We will use `PyPDFLoader` to extract text from the PDF. It reads the PDF page by page and stores the extracted text in a list of document objects, where each document contains the content of a single page.

In [2]:
# Path to the PDF file
path = "Understanding_Climate_Change.pdf"

loader = PyPDFLoader(path)
documents = loader.load()

### Preprocessing

##### Split the document into chunks
We use the `RecursiveCharacterTextSplitter` to split the document into smaller chunks. This is ideal when working with large documents to make them manageable for embedding generation and for easier retrieval.

In [3]:
# Split documents into chunks
text_splitter = RecursiveCharacterTextSplitter(chunk_size=1000, chunk_overlap=200, length_function=len)
texts = text_splitter.split_documents(documents)

we are splitting the document into chunks of size 1000 characters with 200 characters of overlap between chunks.
- `chunk_size` makes it more manageable for indexing and retrieval.
- `chunk_overlap` ensures that the context is preserved when the text is split. This helps maintain the flow of information between chunks.
- `length_function` tells the splitter to calculate the length of the chunks based on the number of characters, ensuring that the chunks are exactly the specified size.

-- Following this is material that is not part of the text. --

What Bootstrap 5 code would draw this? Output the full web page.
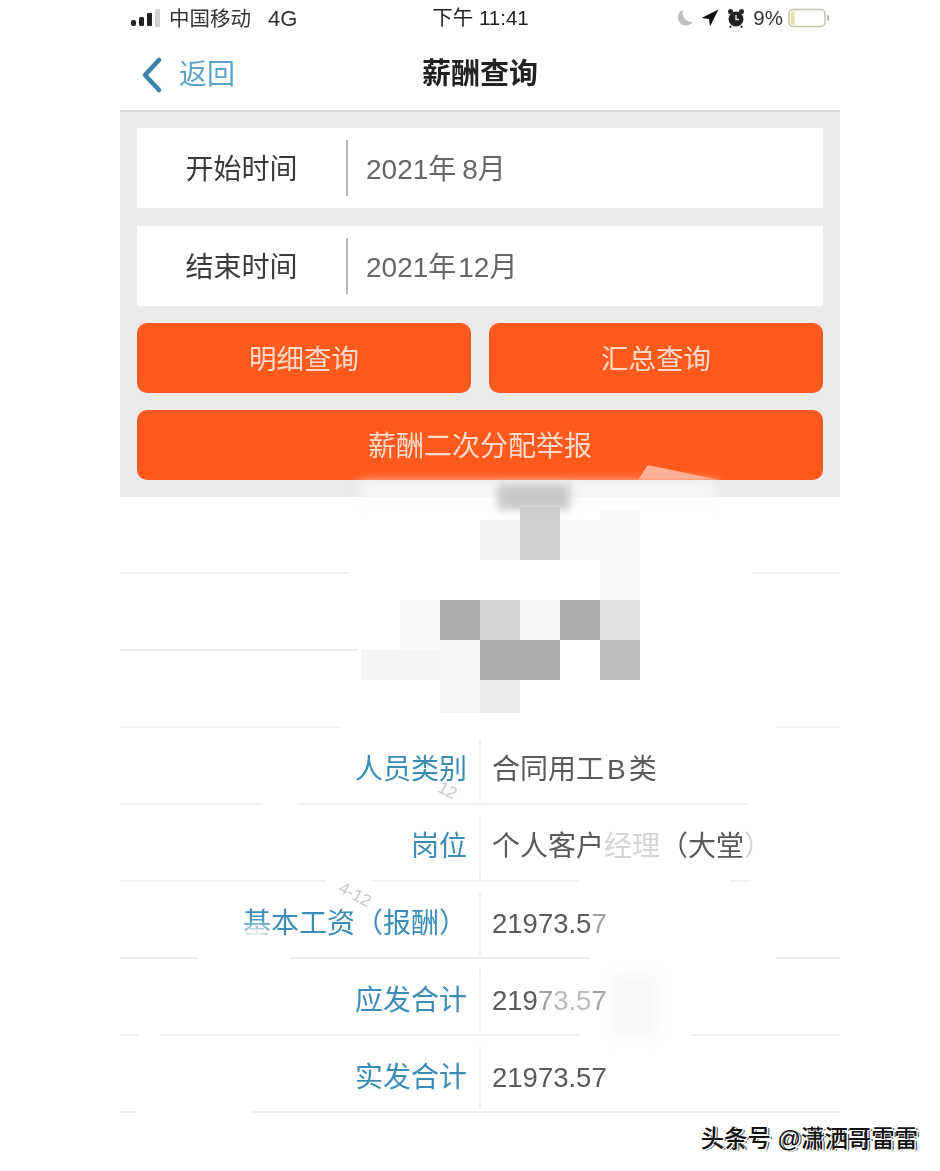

##### Replace tabs with spaces
In many cases, PDFs may contain tab characters (`\t`) that were used for indentation but aren't necessary for the final processed text. We will replace these with spaces.

In [4]:
# Replace tab characters with spaces in the text content
for text in texts:
    text.page_content = text.page_content.replace('\t', ' ')  # Replace tabs with spaces

### Generate embeddings using OpenAI
Once the text is cleaned and processed, we can create embeddings for each of the chunks using OpenAI API. These embeddings represent the meaning of the text in a high-dimensional vector space.

In [5]:
# Initializes the OpenAI embeddings model
embeddings = OpenAIEmbeddings()

We will also use FAISS to efficiently store and index the embeddings, which allows us to perform similarity search and query efficiently.

In [6]:
# Create vector store using FAISS
vector_store = FAISS.from_documents(texts, embeddings)

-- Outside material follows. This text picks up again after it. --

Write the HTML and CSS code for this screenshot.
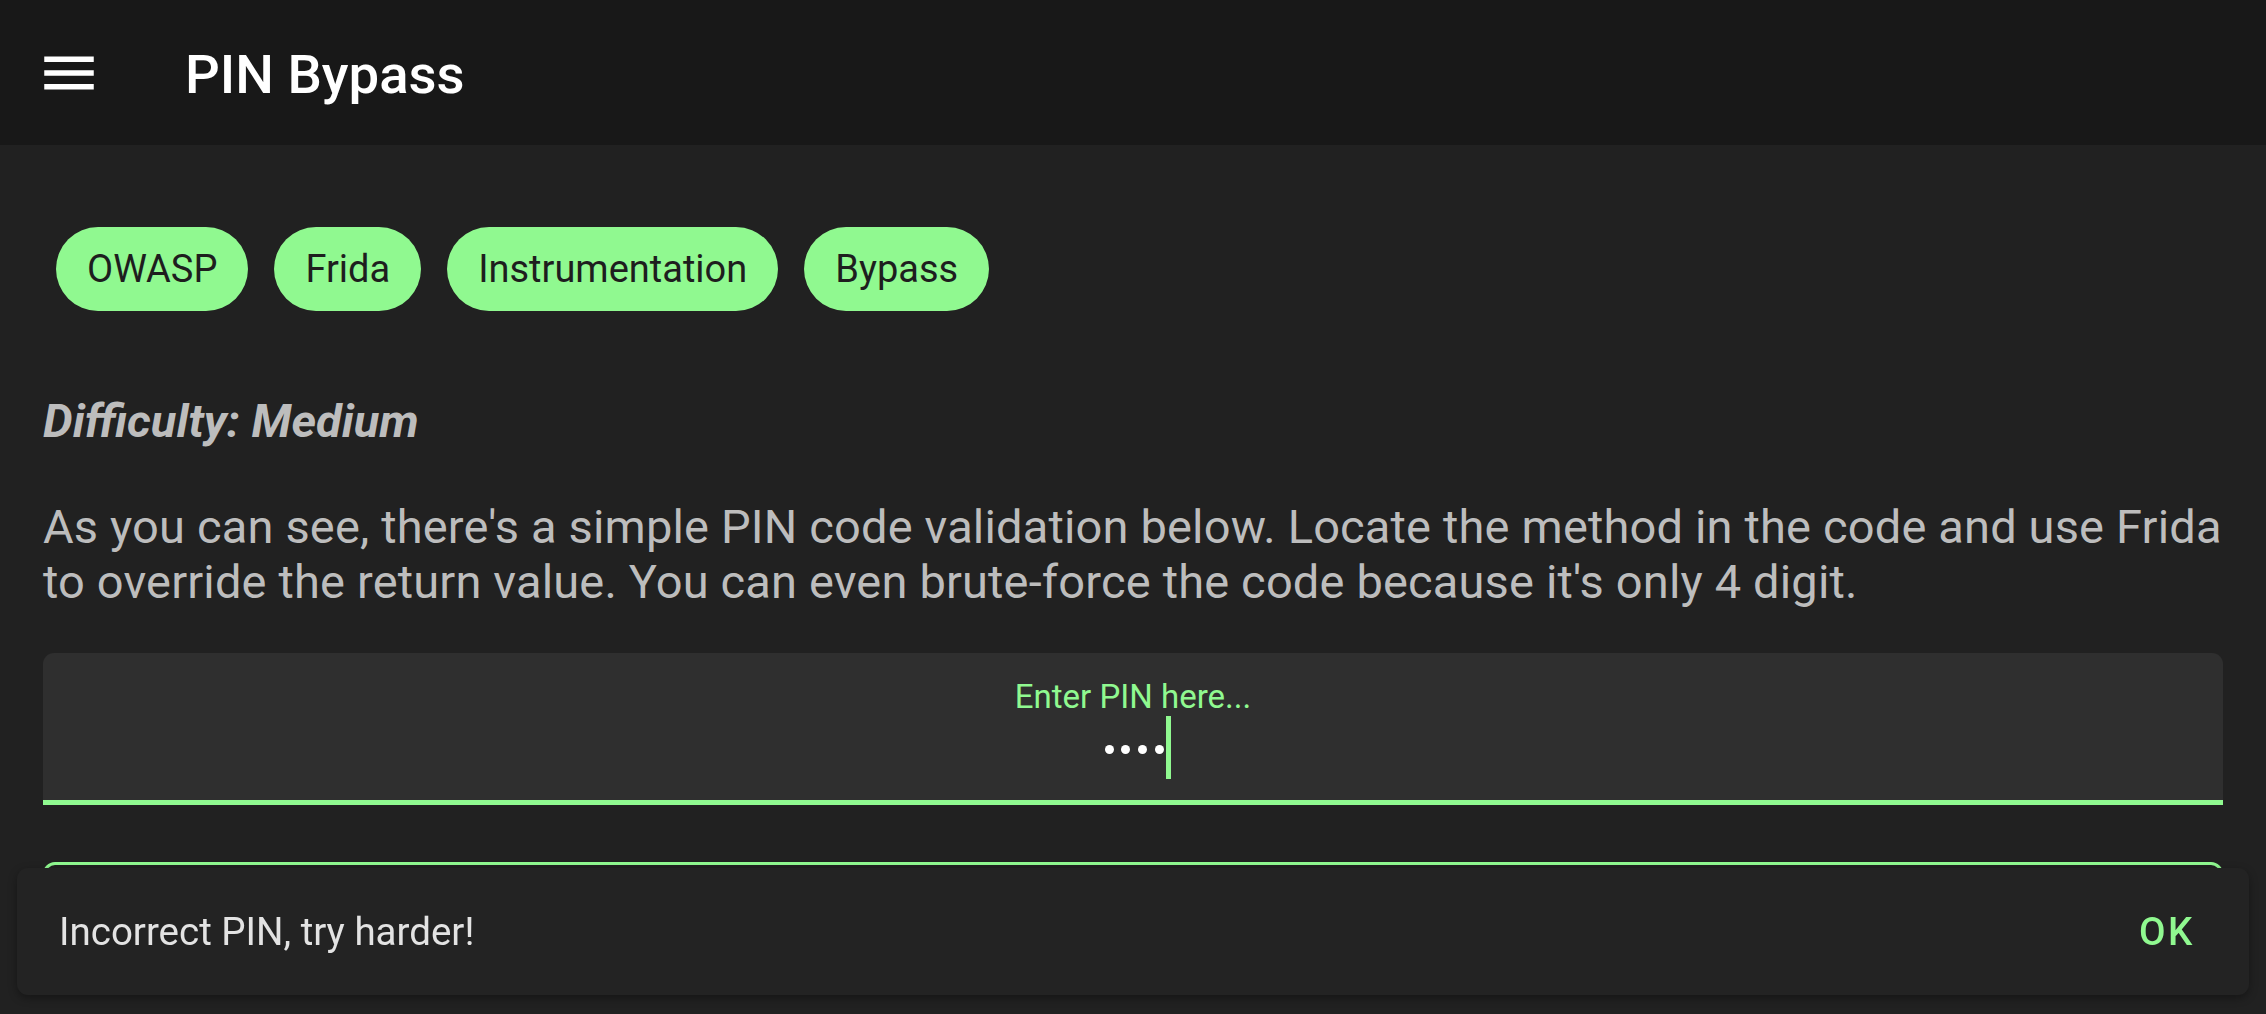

Here, we create a FAISS vector store by:
- Generating embeddings for each chunk of text.
- Storing the embeddings in FAISS, which allows fast similarity search later.

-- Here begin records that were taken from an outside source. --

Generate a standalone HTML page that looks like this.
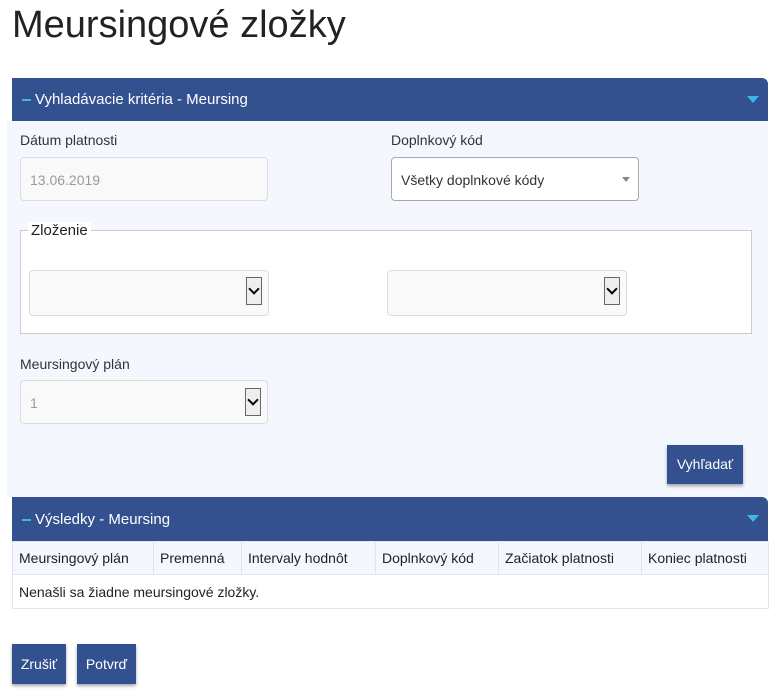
<!DOCTYPE html>
<html><head><meta charset="utf-8"><style>
body{margin:0;width:780px;height:695px;background:#fff;font-family:"Liberation Sans",sans-serif;color:#333;position:relative;overflow:hidden}
.a{position:absolute}
h1{position:absolute;left:12px;top:4px;margin:0;font-weight:normal;font-size:38px;color:#222}
.hdr{background:#33508f;color:#fff;font-size:15px;border-radius:0 6px 0 0}
.hdr .t{position:absolute;left:10px;top:13px}
.hdr .t b{display:inline-block;width:9px;height:2px;background:#3fb6e8;vertical-align:middle;margin-right:4px;font-weight:normal}
.tri{position:absolute;right:9px;top:18px;width:0;height:0;border-left:6px solid transparent;border-right:6px solid transparent;border-top:7px solid #3fb6e8}
.lbl{font-size:14px;color:#333}
.inp{background:#f9f9f9;border:1px solid #ddd;border-radius:4px;font-size:14px;color:#999;box-sizing:border-box}
.sel{position:absolute;right:6px;top:6px;width:16px;height:28px;border:1px solid #666;background:#eee;box-sizing:border-box}
.sel:after{content:"";position:absolute;left:3px;top:7px;width:6px;height:6px;border-right:2px solid #000;border-bottom:2px solid #000;transform:rotate(45deg)}
.btn{background:#33508f;color:#fff;font-size:14px;text-align:center;box-shadow:0 2px 3px rgba(0,0,0,.35)}
table{border-collapse:collapse;font-size:14px}
td{border:1px solid #dde6f3;padding:0 6px;height:32px;color:#222}
</style></head><body>
<h1>Meursingové zložky</h1>
<div class="a" style="left:7px;top:121px;width:761px;height:376px;background:#f4f7fd"></div>
<div class="a hdr" style="left:12px;top:78px;width:756px;height:43px"><span class="t"><b></b>Vyhladávacie kritéria - Meursing</span><span class="tri"></span></div>
<div class="a lbl" style="left:20px;top:132px">Dátum platnosti</div>
<div class="a inp" style="left:20px;top:157px;width:248px;height:44px;padding:14px 9px">13.06.2019</div>
<div class="a lbl" style="left:391px;top:132px">Doplnkový kód</div>
<div class="a inp" style="left:391px;top:157px;width:248px;height:44px;padding:14px 9px;background:#fff;border-color:#aaa;color:#333">Všetky doplnkové kódy<span style="position:absolute;right:8px;top:19px;border-left:4px solid transparent;border-right:4px solid transparent;border-top:5px solid #888"></span></div>
<div class="a" style="left:20px;top:230px;width:732px;height:104px;background:#fff;border:1px solid #ccc;box-sizing:border-box"></div>
<div class="a lbl" style="left:28px;top:222px;background:#fff;padding:0 3px;color:#222;font-size:15px">Zloženie</div>
<div class="a inp" style="left:29px;top:270px;width:240px;height:46px"><span class="sel"></span></div>
<div class="a inp" style="left:387px;top:270px;width:240px;height:46px"><span class="sel"></span></div>
<div class="a lbl" style="left:20px;top:356px">Meursingový plán</div>
<div class="a inp" style="left:20px;top:380px;width:248px;height:44px;padding:14px 9px">1<span class="sel" style="right:6px;top:7px"></span></div>
<div class="a btn" style="left:667px;top:445px;width:76px;height:39px;line-height:39px">Vyhľadať</div>
<div class="a hdr" style="left:12px;top:497px;width:756px;height:44px"><span class="t" style="top:14px"><b></b>Výsledky - Meursing</span><span class="tri"></span></div>
<table class="a" style="left:12px;top:541px;width:757px;background:#fff">
<tr style="background:#f4f7fd"><td style="width:128px">Meursingový plán</td><td style="width:75px">Premenná</td><td style="width:121px">Intervaly hodnôt</td><td style="width:110px">Doplnkový kód</td><td style="width:130px">Začiatok platnosti</td><td>Koniec platnosti</td></tr>
<tr><td colspan="6" style="height:33px">Nenašli sa žiadne meursingové zložky.</td></tr>
</table>
<div class="a btn" style="left:12px;top:644px;width:54px;height:40px;line-height:40px">Zrušiť</div>
<div class="a btn" style="left:77px;top:644px;width:59px;height:40px;line-height:40px">Potvrď</div>
</body></html>
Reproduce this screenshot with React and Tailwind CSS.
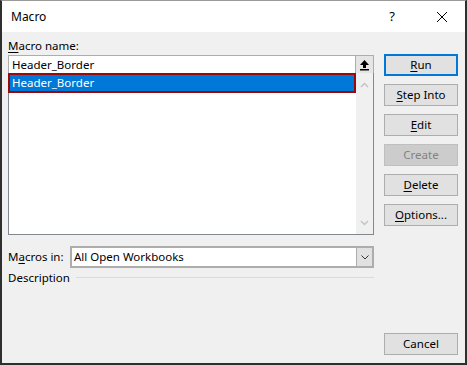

This function automatically creates a flat (brute-force) index by default.

### Setup the retriever
Now that we have created the embeddings and stored them in FAISS, we can query the vector store to retrieve relevant information based on user queries. The retriever will help us fetch the top N most relevant document chunks based on a given query.

In [7]:
# Create a retriever that fetches top 2 relevant documents
chunks_query_retriever = vector_store.as_retriever(search_kwargs={"k": 2})

### Test querying the system
Now, we will query the system with a question and retrieve the most relevant context.

In [9]:
test_query = "What is the main cause of climate change?"

# Retrieve the most relevant documents for the query
docs = chunks_query_retriever.invoke(test_query)

# Extract content from the relevant documents
context = [doc.page_content for doc in docs]

# Display the relevant context
print("Retrieved Context:")
for i, c in enumerate(context):
    print(f"Context {i + 1}:")
    print(c)
    print("\n")


Retrieved Context:
Context 1:
Chapter 2: Causes of Climate Change 
Greenhouse Gases 
The primary cause of recent climate change is the increase in greenhouse gases in the 
atmosphere. Greenhouse gases, such as carbon dioxide (CO2), methane (CH4), and nitrous 
oxide (N2O), trap heat from the sun, creating a "greenhouse effect." This effect is essential 
for life on Earth, as it keeps the planet warm enough to support life. However, human 
activities have intensified this natural process, leading to a warmer climate. 
Fossil Fuels 
Burning fossil fuels for energy releases large amounts of CO2. This includes coal, oil, and 
natural gas used for electricity, heating, and transportation. The industrial revolution marked 
the beginning of a significant increase in fossil fuel consumption, which continues to rise 
today. 
Coal


Context 2:
Most of these climate changes are attributed to very small variations in Earth's orbit that 
change the amount of solar energy our planet receives. During

The printed results displayed concise and contextually relevant information that addressed the query, showcasing the effectiveness of the retrieval process.